* WHAT THE TASK REQUIRES
Copy each line of the material below that includes the string "React".

>> Begin

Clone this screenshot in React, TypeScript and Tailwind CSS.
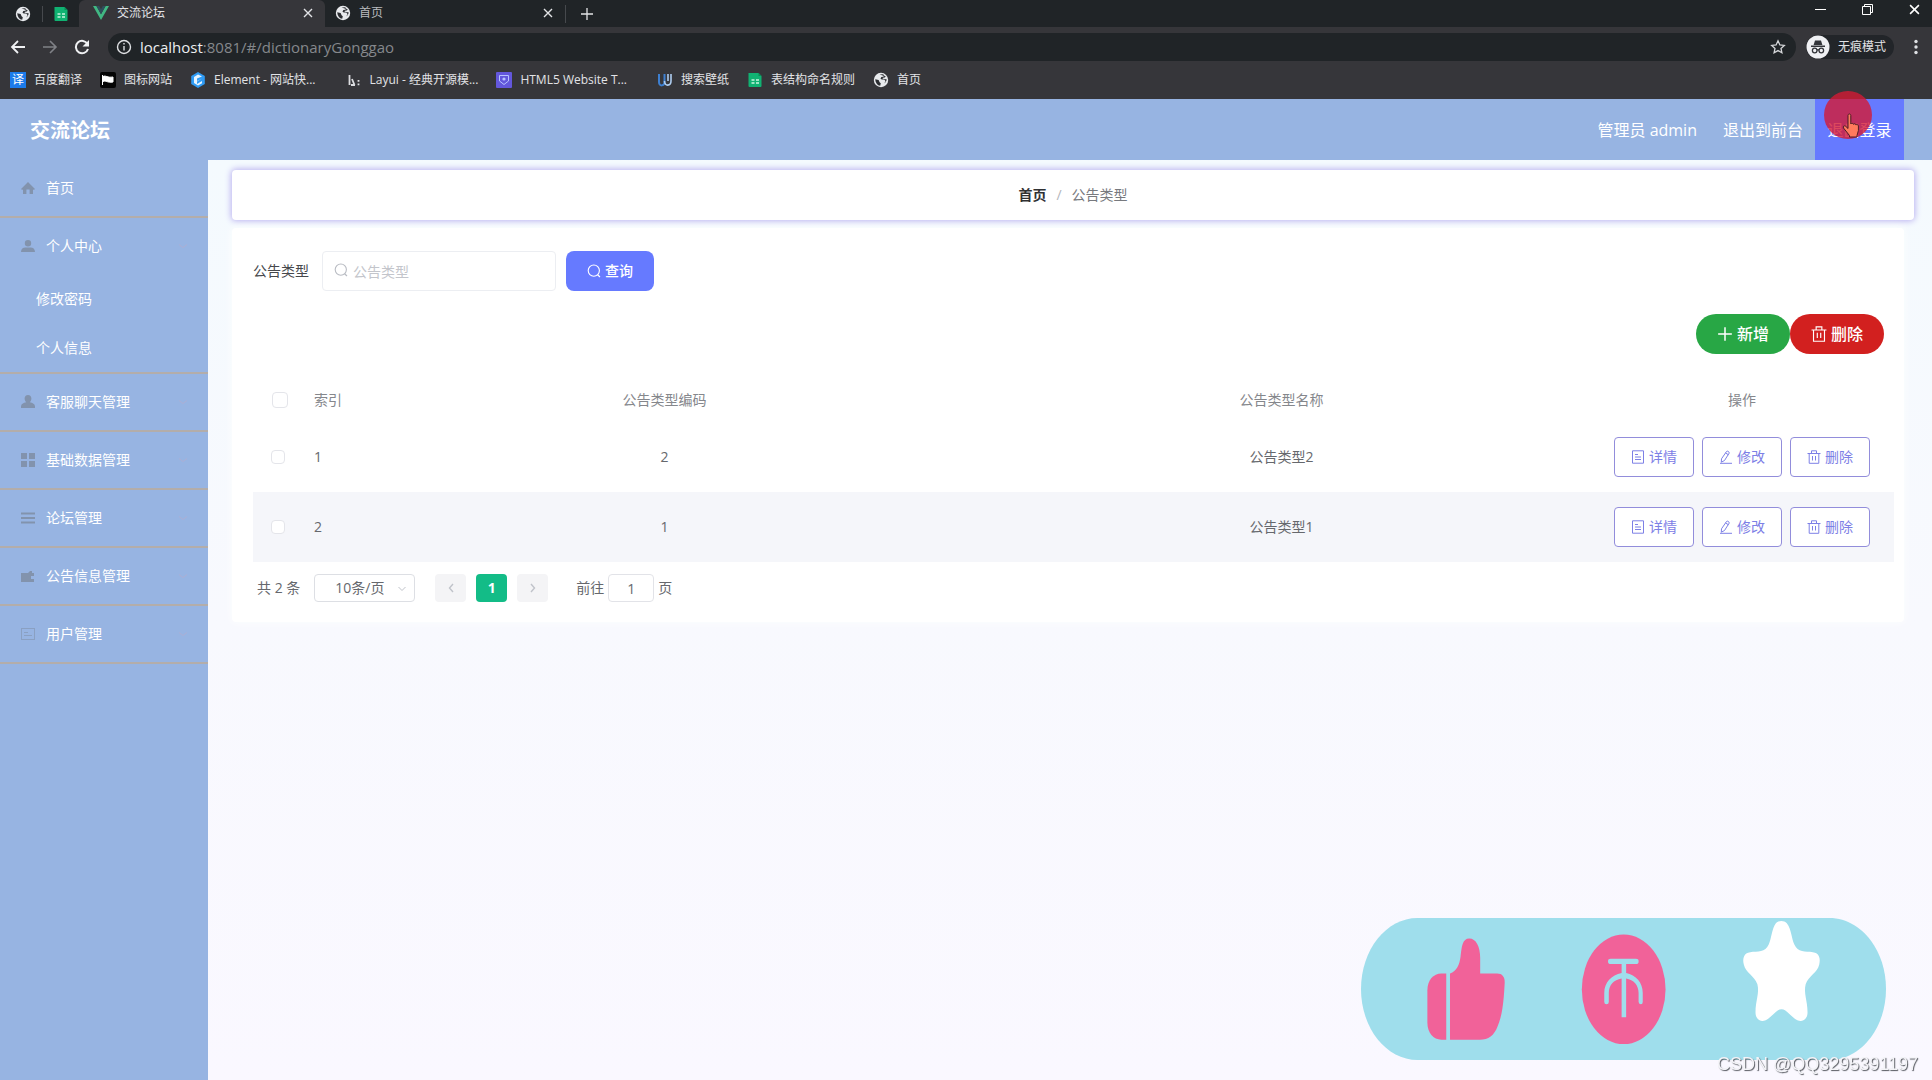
import React from "react";

type IconProps = { className?: string };

const Globe = ({ className = "size-4" }: IconProps) => (
  <svg viewBox="0 0 16 16" className={className} aria-hidden="true">
    <circle cx="8" cy="8" r="7.2" fill="#e8eaed" />
    <path
      d="M2.2 7.2 5.6 8l1 2.2 1.2 1-.6 2.6C4.400 13.400 2.400 11 2.200 7.200ZM6.500 2.400 10 2.300l1.500 1.200-1.300 1.300-1.900.2-.8 1.700 1.300.8 2.600.1 1.200 1.700-1.500 2.300 1.700-1.700 1-2.500-2-.5-2.200-.1.300-1 1.800-.4 1.200-1"
      fill="#2b2d31"
    />
  </svg>
);

const Sheet = ({ className = "size-4" }: IconProps) => (
  <svg viewBox="0 0 16 16" className={className} aria-hidden="true">
    <path d="M2 1h9.500L14.500 4v10a1 1 0 0 1-1 1H2.500a1 1 0 0 1-1-1V1.500z" fill="#10b272" />
    <path d="M11.500 1v3h3z" fill="#0a8a57" />
    <path d="M4.500 8h3M9 8h3M4.500 11h3M9 11h3" stroke="#c8f5df" strokeWidth="1.300" />
  </svg>
);

const Vue = () => (
  <svg viewBox="0 0 16 14" className="h-3.5 w-4" aria-hidden="true">
    <path d="M0 0h3.400L8 8.200 12.600 0H16L8 14z" fill="#41b883" />
    <path d="M3.400 0h2.800L8 3.200 9.800 0h2.800L8 8.200z" fill="#2f4f5c" />
  </svg>
);

const Cross = ({ className = "size-2.5" }: IconProps) => (
  <svg viewBox="0 0 10 10" className={className} aria-hidden="true">
    <path d="m1 1 8 8M9 1 1 9" stroke="currentColor" strokeWidth="1.400" fill="none" />
  </svg>
);

const Plus = ({ className = "size-3.5" }: IconProps) => (
  <svg viewBox="0 0 14 14" className={className} aria-hidden="true">
    <path d="M7 1v12M1 7h12" stroke="currentColor" strokeWidth="1.300" fill="none" />
  </svg>
);

const Search = ({ className = "size-3.5" }: IconProps) => (
  <svg viewBox="0 0 14 14" className={className} aria-hidden="true">
    <circle cx="6.800" cy="6.600" r="5.600" fill="none" stroke="currentColor" strokeWidth="1.100" />
    <path d="m10.600 10.800 2.400 2.200" stroke="currentColor" strokeWidth="1.200" />
  </svg>
);

const Trash = ({ className = "size-3.5" }: IconProps) => (
  <svg viewBox="0 0 14 14" className={className} fill="none" stroke="currentColor" aria-hidden="true">
    <path d="M.5 3.500h13M2.200 3.500v9.800h9.600V3.500M4.500 3.200V.8h5v2.400M5.500 6v4.500M8.500 6v4.500" />
  </svg>
);

const Doc = () => (
  <svg viewBox="0 0 14 14" className="size-3.5" fill="none" stroke="currentColor" aria-hidden="true">
    <path d="M1.500.8h11v12.400h-11zM4 4.500h3M4 7h6M4 9.500h6" />
  </svg>
);

const Pen = () => (
  <svg viewBox="0 0 14 14" className="size-3.5" fill="none" stroke="currentColor" aria-hidden="true">
    <path d="M2.500 8.800 7.500 1.500c.8-1 3 .2 2.700 1.600L5.500 10.500l-3.200 1.700zM6.500 3l2.900 1.700M1 13.300h12" />
  </svg>
);

const sideIcons: Record<string, React.ReactNode> = {
  home: <path d="M7 1 0 8l1.200 1L2 8.300V13h3.400V8.500h3.200V13H12V8.300l.8.700L14 8z" />,
  user: <path d="M7 1a3.200 3.200 0 1 1 0 6.400A3.200 3.200 0 0 1 7 1ZM0 13c0-3 2-4.400 4.500-4.400h5C12 8.600 14 10 14 13z" />,
  chat: <path d="M7 0c2.200 0 3.400 1.700 3.400 3.600 0 1.500-.7 2.900-1.600 3.700 2.900.6 5.200 1.900 5.200 4.100V13H0v-1.600c0-2.200 2.300-3.500 5.200-4.100-.9-.8-1.600-2.200-1.600-3.700C3.600 1.700 4.800 0 7 0Z" />,
  grid: <path d="M0 0h6v6H0zM8 0h6v6H8zM0 8h6v6H0zM8 8h6v6H8z" />,
  list: <path d="M0 1.500h14v2H0zM0 6h14v2H0zM0 10.500h14v2H0z" />,
  wallet: <path d="M0 4h7l2-2h2v2h2v3h-3v3h3v3H0z" />,
  card: <path d="M0 1h14v12H0zm1 1v10h12V2zm2 3h4v1H3zm0 3h8v1H3z" fillRule="evenodd" opacity=".6" />,
};

const SideLink = ({ icon, label, arrow = true }: { icon: string; label: string; arrow?: boolean }) => (
  <a href="#" className="flex h-14 items-center gap-[11px] pr-5 pl-[21px]">
    <svg viewBox="0 0 14 14" className="size-3.5 fill-[#8293ad]" aria-hidden="true">
      {sideIcons[icon]}
    </svg>
    <span className="flex-1">{label}</span>
    {arrow && (
      <svg viewBox="0 0 10 6" className="h-1.5 w-2.5" fill="none" stroke="#acafd4" aria-hidden="true">
        <path d="m1 1.500 4 3 4-3" />
      </svg>
    )}
  </a>
);

const bookmarks: { label: string; wide?: boolean; icon: React.ReactNode }[] = [
  {
    label: "百度翻译",
    icon: (
      <span className="flex size-4 items-center justify-center bg-[#1c7bea] text-xs leading-4 text-white">译</span>
    ),
  },
  {
    label: "图标网站",
    icon: (
      <svg viewBox="0 0 16 16" className="size-4" aria-hidden="true">
        <rect width="16" height="16" rx="2" fill="#050505" />
        <path d="M2.500 3v10M3 4.500c3-1.500 4 1.500 10 .5v5c-6 1-7-2-10-.5z" fill="#fff" stroke="#fff" />
      </svg>
    ),
  },
  {
    label: "Element - 网站快...",
    icon: (
      <svg viewBox="0 0 16 16" className="size-4" aria-hidden="true">
        <path d="m8 0 6.800 4v8L8 16l-6.800-4V4z" fill="#2f9bf4" />
        <path d="M12 4.500 8 2.600 4 5v6l4 2.500 4-2.300V9L7 12V9.500l5-3zM7 6.500l5-2v2L7 9z" fill="#e6f4ff" />
      </svg>
    ),
  },
  {
    label: "Layui - 经典开源模...",
    wide: true,
    icon: (
      <svg viewBox="0 0 16 16" className="size-4" fill="none" stroke="#dcdde0" aria-hidden="true">
        <path d="M3.500 3v10M6 7l2.500 6M5 13h4M12.500 8v1.800M12.500 11.500v1.800" strokeWidth="1.800" />
      </svg>
    ),
  },
  {
    label: "HTML5 Website T...",
    icon: (
      <svg viewBox="0 0 16 16" className="size-4" aria-hidden="true">
        <rect width="16" height="16" rx="1" fill="#6357dc" />
        <path d="M3.500 3.500h9v5.500L8 12.500 3.500 9z" fill="none" stroke="#b7c3ff" />
        <circle cx="8" cy="7" r="1.600" fill="#b7c3ff" />
      </svg>
    ),
  },
  {
    label: "搜索壁纸",
    wide: true,
    icon: (
      <svg viewBox="0 0 16 16" className="size-4" fill="none" aria-hidden="true">
        <path d="M2 2v8c0 5 5.500 4 5.500 0V2" stroke="#3d7fd0" strokeWidth="2" />
        <path d="M7.500 9c0 6 6.500 5 6.500 0V2M11 2v7" stroke="#aecdf0" strokeWidth="1.600" />
      </svg>
    ),
  },
  { label: "表结构命名规则", icon: <Sheet /> },
  { label: "首页", icon: <Globe /> },
];

const Browser = () => (
  <div className="bg-[#36363a] text-xs text-[#e2e3e6]">
    <div className="flex h-[27px] items-center bg-[#202427]">
      <button aria-label="固定标签页" className="flex w-[43px] justify-center border-r border-[#46494d] pl-1">
        <Globe />
      </button>
      <button aria-label="表格标签页" className="flex w-9 justify-center">
        <Sheet />
      </button>
      <div className="flex h-[27px] w-[246px] items-center gap-2 rounded-t-md bg-[#36363a] pr-3 pb-0.5 pl-3.5">
        <Vue />
        <span className="flex-1">交流论坛</span>
        <button aria-label="关闭标签页">
          <Cross />
        </button>
      </div>
      <div className="flex w-[241px] items-center gap-2 border-r border-[#46494d] pr-3 pb-0.5 pl-2.5">
        <Globe />
        <span className="flex-1 text-[#b9bbbe]">首页</span>
        <button aria-label="关闭标签页">
          <Cross />
        </button>
      </div>
      <button aria-label="新标签页" className="px-3.5">
        <Plus />
      </button>
      <div className="ml-auto flex items-center gap-9 pr-3 pb-2 text-white">
        <button aria-label="最小化">
          <svg viewBox="0 0 11 11" className="size-[11px]" aria-hidden="true">
            <path d="M0 5.500h11" stroke="currentColor" />
          </svg>
        </button>
        <button aria-label="还原">
          <svg viewBox="0 0 11 11" className="size-[11px]" fill="none" stroke="currentColor" aria-hidden="true">
            <path d="M.5 2.500h8v8h-8zM2.500 2.500v-2h8v8h-2" />
          </svg>
        </button>
        <button aria-label="关闭窗口">
          <Cross className="size-[11px]" />
        </button>
      </div>
    </div>
    <div className="flex h-10 items-center px-2.5">
      <button aria-label="后退">
        <svg viewBox="0 0 16 16" className="size-4" fill="none" stroke="#f0f1f3" strokeWidth="1.800" aria-hidden="true">
          <path d="M15 8H2M8 2 2 8l6 6" />
        </svg>
      </button>
      <button aria-label="前进" className="ml-4">
        <svg viewBox="0 0 16 16" className="size-4" fill="none" stroke="#808287" strokeWidth="1.600" aria-hidden="true">
          <path d="M1 8h13M8 2l6 6-6 6" />
        </svg>
      </button>
      <button aria-label="刷新" className="ml-4">
        <svg viewBox="0 0 16 16" className="size-4" fill="none" stroke="#f0f1f3" strokeWidth="2" aria-hidden="true">
          <path d="M13.500 5A6.200 6.200 0 1 0 14 10" />
          <path d="M15 1v6.500H8.500z" fill="#f0f1f3" stroke="none" />
        </svg>
      </button>
      <div className="ml-[18px] flex h-7 flex-1 items-center gap-2 rounded-full bg-[#202427] pr-2.5 pl-2">
        <svg viewBox="0 0 16 16" className="size-4" fill="none" stroke="#dfe1e4" strokeWidth="1.400" aria-hidden="true">
          <circle cx="8" cy="8" r="6.500" />
          <path d="M8 7v4.500M8 4v1.600" />
        </svg>
        <div role="textbox" aria-label="地址栏" className="flex-1 text-[15px] leading-5 text-[#85888c]">
          <span className="text-[#eceef0]">localhost</span>:8081/#/dictionaryGonggao
        </div>
        <button aria-label="收藏">
          <svg viewBox="0 0 16 16" className="size-4" fill="none" stroke="#d5d7da" strokeWidth="1.300" aria-hidden="true">
            <path d="m8 1.800 1.900 4.100 4.400.5-3.300 3 .9 4.400L8 11.600l-3.900 2.200.9-4.400-3.300-3 4.400-.5z" />
          </svg>
        </button>
      </div>
      <button className="ml-2.5 flex h-6 items-center gap-2 rounded-full bg-[#222529] pr-2">
        <svg viewBox="0 0 24 24" className="size-6" aria-hidden="true">
          <circle cx="12" cy="12" r="11.500" fill="#eff0f3" />
          <g fill="#33353a">
            <path d="M9 5.500h6l1.400 4.500H7.600zM5 10.500h14V12H5z" />
          </g>
          <g fill="none" stroke="#33353a" strokeWidth="1.300">
            <circle cx="8.700" cy="15.500" r="2.300" />
            <circle cx="15.300" cy="15.500" r="2.300" />
            <path d="M11 15.200c.6-.5 1.400-.5 2 0" />
          </g>
        </svg>
        无痕模式
      </button>
      <button aria-label="菜单" className="mr-1 ml-5">
        <svg viewBox="0 0 4 16" className="h-4 w-1" fill="#dfe1e4" aria-hidden="true">
          <circle cx="2" cy="2.500" r="1.700" />
          <circle cx="2" cy="8" r="1.700" />
          <circle cx="2" cy="13.500" r="1.700" />
        </svg>
      </button>
    </div>
    <nav aria-label="书签" className="flex h-8 items-center gap-[18px] px-2.5 pb-1.5">
      {bookmarks.map((b) => (
        <a key={b.label} href="#" className={b.wide ? "flex items-center gap-2 pl-3" : "flex items-center gap-2"}>
          {b.icon}
          {b.label}
        </a>
      ))}
    </nav>
  </div>
);

const Header = () => (
  <header className="flex h-[61px] items-stretch bg-[#97b4e2] pr-7 pl-[30px] text-white">
    <h1 className="flex-1 self-center pt-0.5 text-xl font-bold">交流论坛</h1>
    <div className="flex items-stretch text-base">
      <span className="flex items-center px-3.5">管理员 admin</span>
      <a href="#" className="flex items-center px-3">
        退出到前台
      </a>
      <a href="#" className="relative flex w-[89px] items-center justify-center bg-[#667aff]">
        退出登录
        <span className="absolute -top-2 left-[9px] size-12 rounded-full bg-[#d41a34]/80" />
        <svg
          viewBox="0 0 20 26"
          className="absolute top-3.5 left-[27px] h-[26px] w-5"
          fill="#ff7a5c"
          stroke="#4a1d25"
          aria-hidden="true"
        >
          <path d="M6 2.500c0-2 2.800-2 2.800 0V11c.6-1.200 2.400-.9 2.600.3.700-.9 2.300-.6 2.500.6.800-.7 2.400-.3 2.500 1v4.600c0 2-1.400 3.200-1.400 5V24H7.500v-1.500L1.500 15c-.9-1.600.8-2.900 2.200-1.700L6 15.500z" />
        </svg>
      </a>
    </div>
  </header>
);

const Sidebar = () => (
  <aside className="w-52 shrink-0 bg-[#97b4e2] text-sm text-white">
    <ul className="[&>li]:border-b-2 [&>li]:border-[#b3adaa]">
      <li>
        <SideLink icon="home" label="首页" arrow={false} />
      </li>
      <li>
        <SideLink icon="user" label="个人中心" />
        <a href="#" className="flex h-[49px] items-center pl-9">
          修改密码
        </a>
        <a href="#" className="flex h-[49px] items-center pl-9">
          个人信息
        </a>
      </li>
      <li>
        <SideLink icon="chat" label="客服聊天管理" />
      </li>
      <li>
        <SideLink icon="grid" label="基础数据管理" />
      </li>
      <li>
        <SideLink icon="list" label="论坛管理" />
      </li>
      <li>
        <SideLink icon="wallet" label="公告信息管理" />
      </li>
      <li>
        <SideLink icon="card" label="用户管理" />
      </li>
    </ul>
  </aside>
);

const RowButton = ({ icon, label }: { icon: React.ReactNode; label: string }) => (
  <button className="flex h-10 w-20 items-center justify-center gap-1 rounded border border-[#928ddb] bg-white text-sm text-[#7d80e6]">
    {icon}
    {label}
  </button>
);

const rows = [
  { index: 1, code: "2", name: "公告类型2" },
  { index: 2, code: "1", name: "公告类型1" },
];

const DataTable = () => (
  <table className="mt-6 w-full table-fixed text-sm text-[#66686d]">
    <colgroup>
      <col className="w-[49px]" />
      <col className="w-[54px]" />
      <col />
      <col />
      <col className="w-[304px]" />
    </colgroup>
    <thead>
      <tr className="h-11 text-[#85878c]">
        <th className="pl-[19px] text-left">
          <input
            type="checkbox"
            aria-label="全选"
            className="block size-4 appearance-none rounded-sm border border-[#e4e5ea] bg-white"
          />
        </th>
        <th className="pl-3 text-left font-normal">索引</th>
        <th className="font-normal">公告类型编码</th>
        <th className="font-normal">公告类型名称</th>
        <th className="font-normal">操作</th>
      </tr>
    </thead>
    <tbody>
      {rows.map((r) => (
        <tr key={r.index} className="h-[70px] text-center even:bg-[#f5f6fa]">
          <td className="pl-[18px]">
            <input
              type="checkbox"
              aria-label={r.name}
              className="block size-3.5 appearance-none rounded-sm border border-[#e4e5ea] bg-white"
            />
          </td>
          <td className="pl-3 text-left">{r.index}</td>
          <td>{r.code}</td>
          <td>{r.name}</td>
          <td>
            <div className="flex justify-center gap-2">
              <RowButton icon={<Doc />} label="详情" />
              <RowButton icon={<Pen />} label="修改" />
              <RowButton icon={<Trash />} label="删除" />
            </div>
          </td>
        </tr>
      ))}
    </tbody>
  </table>
);

const Pagination = () => (
  <div className="mt-3 flex h-7 items-center pl-1 text-sm text-[#66686d]">
    <span>共 2 条</span>
    <div className="relative ml-3.5">
      <select
        aria-label="每页条数"
        defaultValue="10"
        className="block h-7 w-[101px] appearance-none rounded-sm border border-[#dddfe4] bg-white pr-3 pl-5 text-sm"
      >
        <option value="10">10条/页</option>
        <option value="20">20条/页</option>
      </select>
      <svg
        viewBox="0 0 10 6"
        className="pointer-events-none absolute top-3 right-2 h-1.5 w-2.5"
        fill="none"
        stroke="#c0c3ca"
        aria-hidden="true"
      >
        <path d="m1.500 1 3.500 3.500L8.500 1" />
      </svg>
    </div>
    <div className="ml-5 flex gap-2.5">
      <button aria-label="上一页" className="flex h-7 w-[31px] items-center justify-center rounded-sm bg-[#f4f4f6]">
        <svg viewBox="0 0 6 10" className="h-2.5 w-1.5" fill="none" stroke="#c0c3ca" strokeWidth="1.400" aria-hidden="true">
          <path d="M5 1 1.500 5 5 9" />
        </svg>
      </button>
      <button className="h-7 w-[31px] rounded-sm bg-[#13bc87] font-bold text-white">1</button>
      <button aria-label="下一页" className="flex h-7 w-[31px] items-center justify-center rounded-sm bg-[#f4f4f6]">
        <svg viewBox="0 0 6 10" className="h-2.5 w-1.5" fill="none" stroke="#c0c3ca" strokeWidth="1.400" aria-hidden="true">
          <path d="M1 1l3.500 4L1 9" />
        </svg>
      </button>
    </div>
    <label className="ml-7 flex items-center gap-1">
      前往
      <input
        type="text"
        defaultValue="1"
        className="h-7 w-[46px] rounded-sm border border-[#e2e3e8] bg-white text-center text-sm"
      />
      页
    </label>
  </div>
);

const Overlay = () => (
  <div className="fixed right-[46px] bottom-5">
    <svg viewBox="55 80 1392 428" preserveAspectRatio="none" className="block h-[142px] w-[525px]" aria-hidden="true">
      <path
        d="M205 80H1297C1380 80 1447 176 1447 294S1380 508 1297 508H205C122 508 55 412 55 294S122 80 205 80Z"
        fill="#9fdeec"
      />
      <g fill="#f16299">
        <path d="M281 247V447H268C247 447 231 426 231 396V298C231 267 247 247 268 247Z" />
        <path d="M291 247C309 240 316 222 319 196C322 166 324 142 342 142C360 142 371 166 371 200V247H416C429 247 437 257 436 275C433 340 429 375 417 407C408 434 393 447 370 447H291Z" />
        <ellipse cx="751.500" cy="295" rx="111" ry="165" />
      </g>
      <g fill="#9fdeec">
        <rect x="710" y="203" width="81" height="16" rx="7" />
        <path d="M746 217H758V246C784 251 802 276 802 305V333Q802 340 797 340T791 333V306C791 282 778 266 758 262V379H746V262C725 266 712 282 712 306V333Q712 340 706 340T700 333V305C700 276 719 251 746 246Z" />
      </g>
      <path
        d="M1155 96C1162 87 1177 87 1184 96C1196 113 1196 140 1204 160C1213 184 1233 180 1253 183C1270 185 1274 202 1270 220C1265 247 1242 252 1234 280C1228 306 1239 330 1239 365C1239 384 1227 395 1212 388C1196 380 1184 355 1170 355S1144 380 1128 388C1113 395 1101 384 1101 365C1101 330 1112 306 1106 280C1098 252 1075 247 1070 220C1066 202 1070 185 1087 183C1107 180 1127 184 1136 160C1144 140 1144 113 1155 96Z"
        fill="#fff"
      />
    </svg>
  </div>
);

export default function App() {
  return (
    <div className="flex min-h-screen flex-col font-['Open_Sans','Noto_Sans_CJK_SC',sans-serif]">
      <Browser />
      <Header />
      <div className="flex flex-1">
        <Sidebar />
        <main className="min-w-0 flex-1 bg-linear-to-b from-[#f4fafe] via-[#f8f9fe] to-[#faf8ff] pt-2.5 pr-[18px] pl-6">
          <nav
            aria-label="面包屑"
            className="flex h-[50px] items-center justify-center gap-2.5 rounded bg-white text-sm text-[#77797e] shadow-[0_0_6px_1px_#b9b0f0]"
          >
            <a href="#" className="font-bold text-[#303133]">
              首页
            </a>
            <span className="text-[#b4b6bc]">/</span>
            <span>公告类型</span>
          </nav>
          <section className="mt-2 mr-2.5 rounded bg-white px-[21px] pt-[23px] pr-2.5 pb-5 shadow-[0_0_8px_#fdfeff]">
            <form className="flex h-10 items-center text-sm" onSubmit={(e) => e.preventDefault()}>
              <label htmlFor="kind" className="text-[#46484c]">
                公告类型
              </label>
              <div className="relative ml-[13px]">
                <Search className="absolute top-3 left-3 size-3.5 text-[#b9bcc3]" />
                <input
                  id="kind"
                  type="text"
                  placeholder="公告类型"
                  className="block h-10 w-[234px] rounded border border-[#eceef2] bg-white pl-[30px] placeholder:text-[#c3c5cb]"
                />
              </div>
              <button className="ml-2.5 flex h-10 w-[88px] items-center justify-center gap-1 rounded-lg bg-[#667aff] font-medium text-white">
                <Search />
                查询
              </button>
            </form>
            <div className="mt-[23px] flex justify-end pr-2.5 text-base font-medium text-white">
              <button className="flex h-10 w-[94px] items-center justify-center gap-1 rounded-full bg-[#28a745]">
                <Plus className="size-4" />
                新增
              </button>
              <button className="flex h-10 w-[94px] items-center justify-center gap-1 rounded-full bg-[#d2201f]">
                <Trash className="size-4" />
                删除
              </button>
            </div>
            <DataTable />
            <Pagination />
          </section>
        </main>
      </div>
      <Overlay />
      <p className="fixed right-3.5 bottom-1 font-['Liberation_Sans',sans-serif] text-lg leading-6 text-[#f4f4f8] [text-shadow:1px_1px_1px_#55585f]">
        CSDN @QQ3295391197
      </p>
    </div>
  );
}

>> End

* FULL ANSWER
Clone this screenshot in React, TypeScript and Tailwind CSS.
import React from "react";
const sideIcons: Record<string, React.ReactNode> = {
const bookmarks: { label: string; wide?: boolean; icon: React.ReactNode }[] = [
const RowButton = ({ icon, label }: { icon: React.ReactNode; label: string }) => (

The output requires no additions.